EXERCISE TASK = All of the data should be output character for character, except the pictures.

SOURCE EXCERPT =
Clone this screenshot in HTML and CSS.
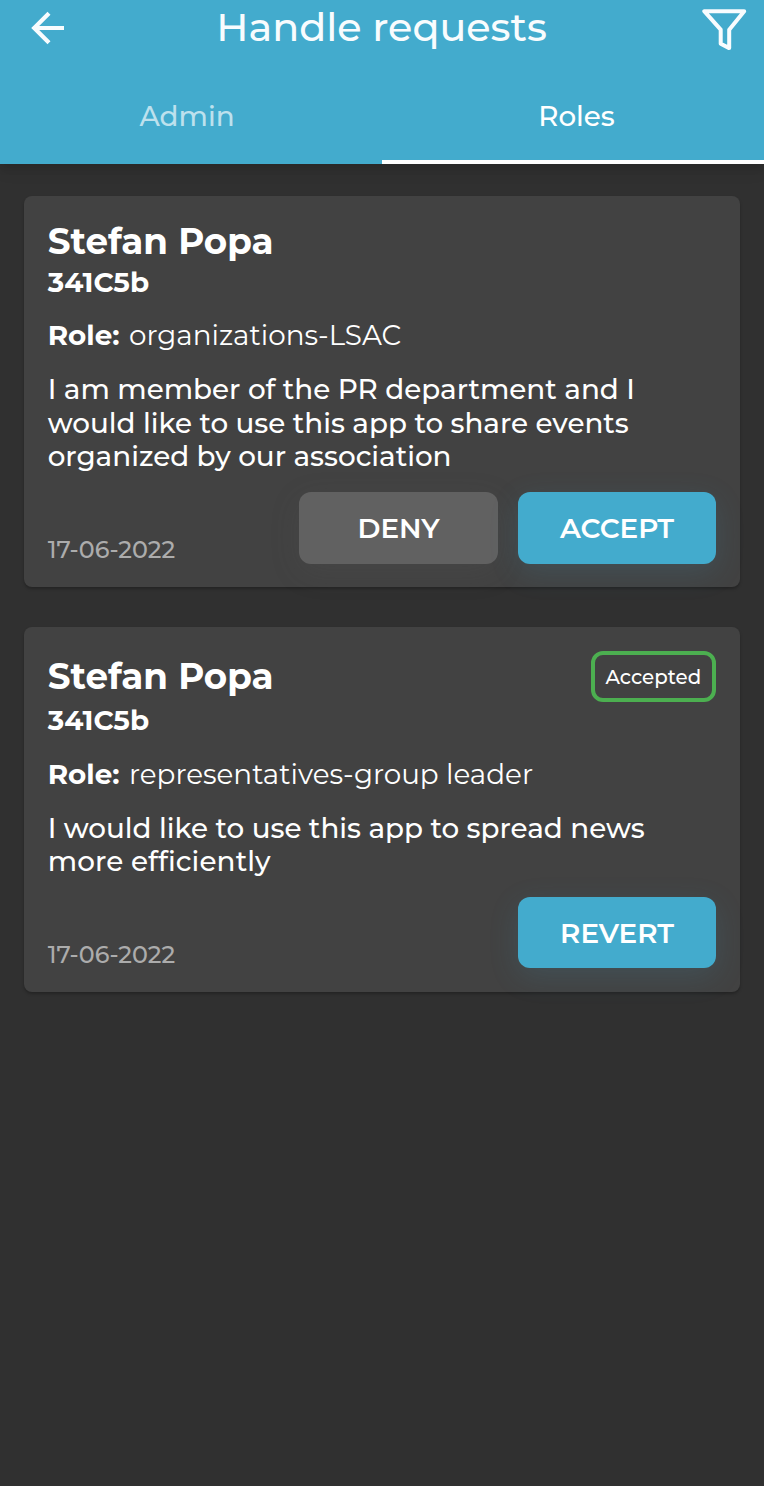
FILE: index.html
```html
<!DOCTYPE html>
<html lang="en">
<head>
<meta charset="utf-8">
<title>Handle requests</title>
<link rel="stylesheet" href="styles.css">
</head>
<body>
<header class="app-bar">
  <div class="toolbar">
    <svg class="back" viewBox="0 0 34 34" width="34" height="34"><path d="M18 2.2 3.2 17 18 31.8M3.5 17H33" fill="none" stroke="#f8fcfe" stroke-width="4.2"/></svg>
    <h1 class="title">Handle requests</h1>
    <svg class="filter" viewBox="0 0 46 44" width="46" height="44"><path d="M3.2 4.2H43.2L28.2 22.7V41.1L19.7 36.8V22.7Z" fill="none" stroke="#f8fcfe" stroke-width="4" stroke-linejoin="round"/></svg>
  </div>
  <nav class="tabs">
    <div class="tab"><span class="tab-label">Admin</span></div>
    <div class="tab active"><span class="tab-label">Roles</span></div>
  </nav>
</header>
<main class="list">
  <article class="card">
    <div class="card-head"><h2 class="name">Stefan Popa</h2></div>
    <div class="group">341C5b</div>
    <div class="role"><b class="label">Role:</b><span class="value">organizations-LSAC</span></div>
    <p class="message">I am member of the PR department and I would like to use this app to share events organized by our association</p>
    <div class="card-foot">
      <time class="date">17-06-2022</time>
      <div class="actions">
        <button class="btn deny">DENY</button>
        <button class="btn primary">ACCEPT</button>
      </div>
    </div>
  </article>
  <article class="card">
    <div class="card-head"><h2 class="name">Stefan Popa</h2><span class="badge">Accepted</span></div>
    <div class="group">341C5b</div>
    <div class="role"><b class="label">Role:</b><span class="value">representatives-group leader</span></div>
    <p class="message">I would like to use this app to spread news <span class="loose">more efficiently</span></p>
    <div class="card-foot">
      <time class="date">17-06-2022</time>
      <div class="actions"><button class="btn primary">REVERT</button></div>
    </div>
  </article>
</main>
</body>
</html>
```
FILE: styles.css
```css
* { box-sizing: border-box; }
body {
  margin: 0;
  min-height: 1486px;
  background: #303030;
  color: #fff;
  font: 500 27.8px/33.5px Montserrat, Inter, sans-serif;
  font-variant-ligatures: none;
}
.app-bar {
  height: 164.3px;
  background: #43abcd;
  box-shadow: 0 4px 8px rgba(0,0,0,.1), 0 8px 14px rgba(0,0,0,.07);
}
.toolbar {
  height: 68px;
  padding: 7px 17px 0 31px;
  display: flex;
  justify-content: space-between;
}
.back { margin-top: 3.5px; }
.filter { margin-top: -.5px; }
.title {
  margin: 0 0 0 -3px;
  font-size: 39.7px;
  line-height: 40px;
  font-weight: 500;
  color: #f8fcfe;
}
.tabs { height: 96.3px; display: grid; grid-template-columns: 1fr 1fr; }
.tab {
  display: flex;
  align-items: center;
  justify-content: center;
  padding: 5px 8px 0 0;
  border-bottom: 4.3px solid transparent;
  color: #bde1ed;
}
.tab.active {
  padding: 5px 0 0 7px;
  border-bottom-color: #fff;
  color: #fff;
}
.list { padding: 31.7px 24px; display: grid; gap: 39.6px; }
.card {
  padding: 24px 23.7px 23.6px 23.7px;
  border-radius: 8px;
  background: #424242;
  box-shadow: 0 2px 3px rgba(0,0,0,.25);
}
.card-head { display: flex; align-items: center; justify-content: space-between; }
.name {
  margin: 0;
  font-size: 35.7px;
  line-height: 43.6px;
  font-weight: 700;
}
.group { line-height: 36.8px; font-weight: 700; }
.role { margin-top: 19.1px; display: flex; }
.label { width: 81.3px; font-weight: 700; }
.value { font-weight: 400; }
.message { margin: 20.5px 0 0; max-width: 620px; }
.loose { letter-spacing: .12px; }
.card-foot {
  margin-top: 18.3px;
  display: flex;
  align-items: flex-end;
  justify-content: space-between;
}
.date { margin-bottom: -.4px; color: #acacac; font-size: 23.8px; line-height: 28px; }
.actions { display: flex; gap: 20px; }
.btn {
  width: 198.5px;
  height: 71.4px;
  border: 0;
  border-radius: 12px;
  padding: 1px 0 0;
  color: #fff;
  font: 600 27.8px/34px Montserrat, Inter, sans-serif;
}
.deny { background: #616161; box-shadow: 0 8px 30px rgba(97,97,97,.15); }
.primary { background: #43abcd; box-shadow: 0 8px 30px rgba(67,171,205,.15); }
.badge {
  width: 125px;
  height: 51px;
  border: 4px solid #4caf50;
  border-radius: 12px;
  display: flex;
  align-items: center;
  justify-content: center;
  font-size: 19.8px;
  padding: 3px 1px 0 0;
}
```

SOLUTION TO THIS TASK =
Clone this screenshot in HTML and CSS.
FILE: index.html
```html
<!DOCTYPE html>
<html lang="en">
<head>
<meta charset="utf-8">
<title>Handle requests</title>
<link rel="stylesheet" href="styles.css">
</head>
<body>
<header class="app-bar">
  <div class="toolbar">
    <svg class="back" viewBox="0 0 34 34" width="34" height="34"><path d="M18 2.2 3.2 17 18 31.8M3.5 17H33" fill="none" stroke="#f8fcfe" stroke-width="4.2"/></svg>
    <h1 class="title">Handle requests</h1>
    <svg class="filter" viewBox="0 0 46 44" width="46" height="44"><path d="M3.2 4.2H43.2L28.2 22.7V41.1L19.7 36.8V22.7Z" fill="none" stroke="#f8fcfe" stroke-width="4" stroke-linejoin="round"/></svg>
  </div>
  <nav class="tabs">
    <div class="tab"><span class="tab-label">Admin</span></div>
    <div class="tab active"><span class="tab-label">Roles</span></div>
  </nav>
</header>
<main class="list">
  <article class="card">
    <div class="card-head"><h2 class="name">Stefan Popa</h2></div>
    <div class="group">341C5b</div>
    <div class="role"><b class="label">Role:</b><span class="value">organizations-LSAC</span></div>
    <p class="message">I am member of the PR department and I would like to use this app to share events organized by our association</p>
    <div class="card-foot">
      <time class="date">17-06-2022</time>
      <div class="actions">
        <button class="btn deny">DENY</button>
        <button class="btn primary">ACCEPT</button>
      </div>
    </div>
  </article>
  <article class="card">
    <div class="card-head"><h2 class="name">Stefan Popa</h2><span class="badge">Accepted</span></div>
    <div class="group">341C5b</div>
    <div class="role"><b class="label">Role:</b><span class="value">representatives-group leader</span></div>
    <p class="message">I would like to use this app to spread news <span class="loose">more efficiently</span></p>
    <div class="card-foot">
      <time class="date">17-06-2022</time>
      <div class="actions"><button class="btn primary">REVERT</button></div>
    </div>
  </article>
</main>
</body>
</html>
```
FILE: styles.css
```css
* { box-sizing: border-box; }
body {
  margin: 0;
  min-height: 1486px;
  background: #303030;
  color: #fff;
  font: 500 27.8px/33.5px Montserrat, Inter, sans-serif;
  font-variant-ligatures: none;
}
.app-bar {
  height: 164.3px;
  background: #43abcd;
  box-shadow: 0 4px 8px rgba(0,0,0,.1), 0 8px 14px rgba(0,0,0,.07);
}
.toolbar {
  height: 68px;
  padding: 7px 17px 0 31px;
  display: flex;
  justify-content: space-between;
}
.back { margin-top: 3.5px; }
.filter { margin-top: -.5px; }
.title {
  margin: 0 0 0 -3px;
  font-size: 39.7px;
  line-height: 40px;
  font-weight: 500;
  color: #f8fcfe;
}
.tabs { height: 96.3px; display: grid; grid-template-columns: 1fr 1fr; }
.tab {
  display: flex;
  align-items: center;
  justify-content: center;
  padding: 5px 8px 0 0;
  border-bottom: 4.3px solid transparent;
  color: #bde1ed;
}
.tab.active {
  padding: 5px 0 0 7px;
  border-bottom-color: #fff;
  color: #fff;
}
.list { padding: 31.7px 24px; display: grid; gap: 39.6px; }
.card {
  padding: 24px 23.7px 23.6px 23.7px;
  border-radius: 8px;
  background: #424242;
  box-shadow: 0 2px 3px rgba(0,0,0,.25);
}
.card-head { display: flex; align-items: center; justify-content: space-between; }
.name {
  margin: 0;
  font-size: 35.7px;
  line-height: 43.6px;
  font-weight: 700;
}
.group { line-height: 36.8px; font-weight: 700; }
.role { margin-top: 19.1px; display: flex; }
.label { width: 81.3px; font-weight: 700; }
.value { font-weight: 400; }
.message { margin: 20.5px 0 0; max-width: 620px; }
.loose { letter-spacing: .12px; }
.card-foot {
  margin-top: 18.3px;
  display: flex;
  align-items: flex-end;
  justify-content: space-between;
}
.date { margin-bottom: -.4px; color: #acacac; font-size: 23.8px; line-height: 28px; }
.actions { display: flex; gap: 20px; }
.btn {
  width: 198.5px;
  height: 71.4px;
  border: 0;
  border-radius: 12px;
  padding: 1px 0 0;
  color: #fff;
  font: 600 27.8px/34px Montserrat, Inter, sans-serif;
}
.deny { background: #616161; box-shadow: 0 8px 30px rgba(97,97,97,.15); }
.primary { background: #43abcd; box-shadow: 0 8px 30px rgba(67,171,205,.15); }
.badge {
  width: 125px;
  height: 51px;
  border: 4px solid #4caf50;
  border-radius: 12px;
  display: flex;
  align-items: center;
  justify-content: center;
  font-size: 19.8px;
  padding: 3px 1px 0 0;
}
```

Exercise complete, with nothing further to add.